There are essentially two intuitive (i.e., not based on conditional probability) attempts at solutions. If Door #1 is chosen, and Door #3 is opened:

  1. The car was equally likely to start behind any door, and that has to remain true after removing Door #3 as a possibility. Since Door #3 now has probability zero and Door #1 and Door #2 have the same probability, it is 1/2 for either.
  2. The car was equally likely to start behind any door, and that has to remain true after removing Door #3 as a possibility. Door #1 started with a 1/3 probability, and that remains the same. So the set of all other possibilities - now only Door #2 - has a 2/3 chance.
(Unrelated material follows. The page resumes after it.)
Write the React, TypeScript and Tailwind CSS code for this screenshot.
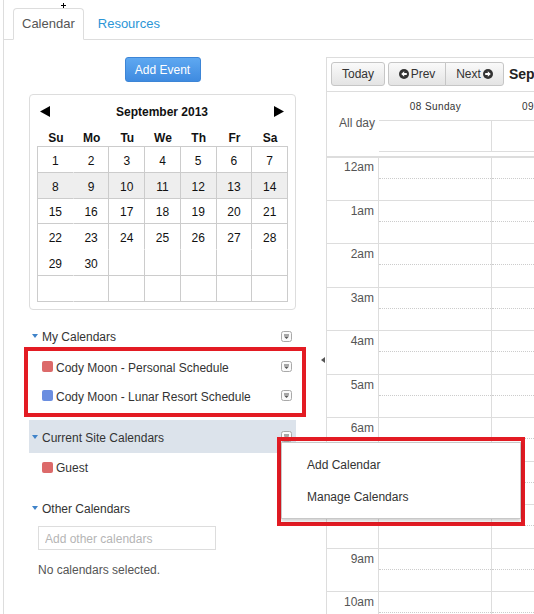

Both of these explanations are based on the fallacy that some probabilities have to remain the same. When you learn information about a random outcome, conditional probability applies, and you have to allow for anything to change. So everything past “has to remain true,” in both explanations, is based on an error.

  1. Explanation #1 uses correct mathematics after that point. As a consequence, it gets the wrong answer.
  2. Explanation #2 makes two more errors - that there is something that can change when it assumed nothing can, and that it is only the probability for Door #2 that can change. By sheer luck (a fortuitous assumption that the explanation does not recognize is implicit), this combination of three errors ends up getting the correct answer. People accept it as a correct explanation because it gets the correct answer.

The reason most explanations don’t use conditional probability, is because they either are naive and don’t consider it, or they see only the wrong condition that “Door #3 has a goat.” Using this condition leads to explanation #1.

The correct condition is “Monty Hall choose #3 because he had to choose a door, other than #1, that has a goat.” Using “C” to represent where the car is, and “M” the door that Monty Hall opens, the correct solution is found by Bayes Law:

Pr(C=2|M=3) = Pr(M=3|C=2)*Pr(C=2)/Pr(M=3).

Now, Pr(C=2)=1/3 because the car was, indeed, equally likely to start behind any door. Pr(M=3|C=2)=1 because Monty Hall had no choice if the car was behind Door #2. But if we don’t consider where the car is, then it is just as likely that he’d open Door #2; that is, Pr(M=3)=Pr(M=2)=1/2. So:

Pr(C=2|M=3) = (1)*(1/3)/(1/2) = 2/3.

Note that this is based on the assumption that Monty Hall chooses randomly. Since we don’t know how he chooses, “randomly” is a good assumption. But Pr(M=3|C=2) can be anything between 1/3 (if he never opens #3 unless it is his only choice) and 2/3 (if he always opens #3 unless it has the car). This leads to answers anywhere between 1/2 and 1, proving that all of the probabilities can change.